2. Sand at 3 lb. per gallon of sealer means adding 300 lb of sand to 100 gal of sealer.
3. Additive at 3% on the sealer volume means adding 3 gal of additive added to 100 gal of sealer. For pre-dilute with water, mix 3 gal of water into 3 gal of additive and add 6 gal. of the mixture into the sealer. Remember to deduct the amount of water used for pre-dilution from the water of dilution.

Presented below are common mix designs.

SEALCOATINGS - RTS & AE MIX DESIGNS

The following proportions serve as a guideline in determining your mix design.  Please follow the recommendations detailed in the manufacturer’s literature.

Components

Sealcoating

(Gals.)

Water

(Gals.)

Sand

(Lb.)

Additive

(Gals.)

SEALECOATING (No sand)

100

25-30

-

-

SEALECOATING + ADDITIVE(No sand)

100

30-40

-

2-4

SEALECOATING (with sand)

100

30-40

200-400

-

SEALECOATING+ ADDITIVE (with sand)

100

40-50

300-600

3-5


MIXING PROCEDURE: Sequence of Material Addition;

• Sealcoating
• Water
• Additive (if needed).  Dilute 1:1 with water.
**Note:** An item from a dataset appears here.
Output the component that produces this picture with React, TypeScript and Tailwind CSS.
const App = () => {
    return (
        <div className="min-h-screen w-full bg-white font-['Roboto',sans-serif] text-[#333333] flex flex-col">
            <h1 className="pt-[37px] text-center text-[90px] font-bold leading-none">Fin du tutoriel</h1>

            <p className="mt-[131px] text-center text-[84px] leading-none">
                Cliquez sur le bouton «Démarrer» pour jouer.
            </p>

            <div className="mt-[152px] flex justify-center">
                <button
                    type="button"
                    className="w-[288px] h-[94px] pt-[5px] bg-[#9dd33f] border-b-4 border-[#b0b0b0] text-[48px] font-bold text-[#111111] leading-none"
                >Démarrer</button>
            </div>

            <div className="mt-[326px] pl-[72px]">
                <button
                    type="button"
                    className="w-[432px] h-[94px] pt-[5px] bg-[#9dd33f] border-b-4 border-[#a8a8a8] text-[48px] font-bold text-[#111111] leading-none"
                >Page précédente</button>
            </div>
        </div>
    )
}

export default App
Very Important- Water must be added to the additive not vice-versa. Add the pre-mix slowly into the mix with agitation.
• Sand – Add slowly, about 100 lb./minute, with agitation.
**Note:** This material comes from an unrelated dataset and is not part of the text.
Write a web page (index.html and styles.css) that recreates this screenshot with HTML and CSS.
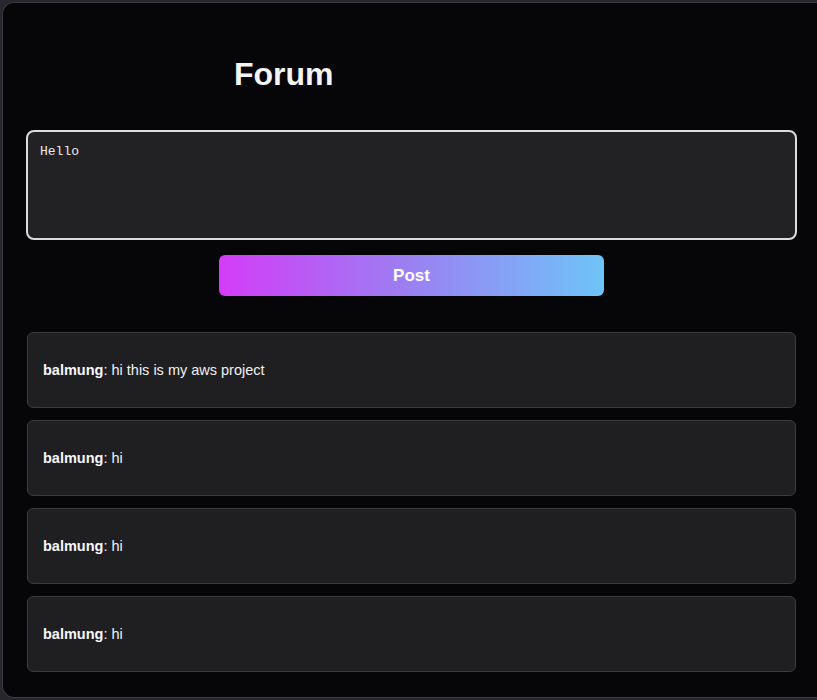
FILE: index.html
```html
<!DOCTYPE html>
<html lang="en">
<head>
<meta charset="utf-8">
<title>Forum</title>
<link rel="stylesheet" href="styles.css">
</head>
<body>
<main class="panel">
  <h1 class="title">Forum</h1>
  <form class="composer">
    <textarea class="input">Hello</textarea>
    <button type="button" class="post-btn">Post</button>
  </form>
  <section class="posts">
    <div class="post"><span class="user">balmung</span>: hi this is my aws project</div>
    <div class="post"><span class="user">balmung</span>: hi</div>
    <div class="post"><span class="user">balmung</span>: hi</div>
    <div class="post"><span class="user">balmung</span>: hi</div>
  </section>
</main>
</body>
</html>
```

FILE: styles.css
```css
html, body {
  margin: 0;
  height: 100%;
  overflow: hidden;
}
body {
  background: #26262c;
  font-family: "Liberation Sans", Arial, sans-serif;
  padding: 2px 0 0 2px;
  box-sizing: border-box;
}
.panel {
  box-sizing: border-box;
  height: 696px;
  background: #060609;
  border: 1px solid #3a3a42;
  border-right: none;
  border-radius: 12px 0 0 12px;
  padding: 51px 0 0 23px;
}
.title {
  margin: 0 0 36px 208px;
  font-size: 32px;
  line-height: 40px;
  font-weight: bold;
  color: #f4f4f4;
}
.composer {
  width: 771px;
  display: flex;
  flex-direction: column;
  align-items: center;
  gap: 15px;
  margin: 0;
}
.input {
  box-sizing: border-box;
  width: 771px;
  height: 110px;
  margin: 0;
  padding: 12px;
  background: #222225;
  border: 2px solid #dcdcdc;
  border-radius: 8px;
  color: #ececec;
  font-family: "Liberation Mono", "Courier New", monospace;
  font-size: 13px;
  line-height: 15px;
  resize: none;
  outline: none;
}
.post-btn {
  width: 385px;
  height: 41px;
  border: none;
  border-radius: 6px;
  background: linear-gradient(90deg, #d43cf8 0%, #9f7af2 45%, #6ec4f8 100%);
  color: #ffffff;
  font-family: "Liberation Sans", Arial, sans-serif;
  font-size: 17px;
  font-weight: bold;
  cursor: pointer;
}
.posts {
  width: 771px;
  margin-top: 36px;
  display: flex;
  flex-direction: column;
  gap: 12px;
  padding-left: 1px;
  box-sizing: border-box;
}
.post {
  box-sizing: border-box;
  width: 769px;
  height: 76px;
  display: flex;
  align-items: center;
  padding-left: 15px;
  background: #1f1f22;
  border: 1px solid #3a3a3f;
  border-radius: 6px;
  color: #f0f0f0;
  font-size: 14.5px;
  white-space: pre;
}
.user {
  font-weight: bold;
  color: #f6f6f6;
}
```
1. Start with undiluted sealer in your mixing tank.  Whenever mixing, it is imperative that the agitation is running at all times.   
2. Add water and continue mixing.
3. Slowly add the Additive/water premix.
4. Add sand slowly, approx. @ 100 lb. bag per minute.
5. Let the agitation run for 5 to 10 minutes mixer after all the ingredients have been added. During application, the agitator should continue to turn.

Summary

Sealcoating are commonly supplied as concentrates which have to be mixed with water, sand and additives, prior to application, in recommended proportions. Additives, when considered for use shall be selected at manufactures recommendations and all the details shall be shared with the manufacturer about the type of sealcoating used, to assure proper compatibility. Water, sand and the additives have to meet all the purity, gradation and chemical requirements to achieve the desired performance properties.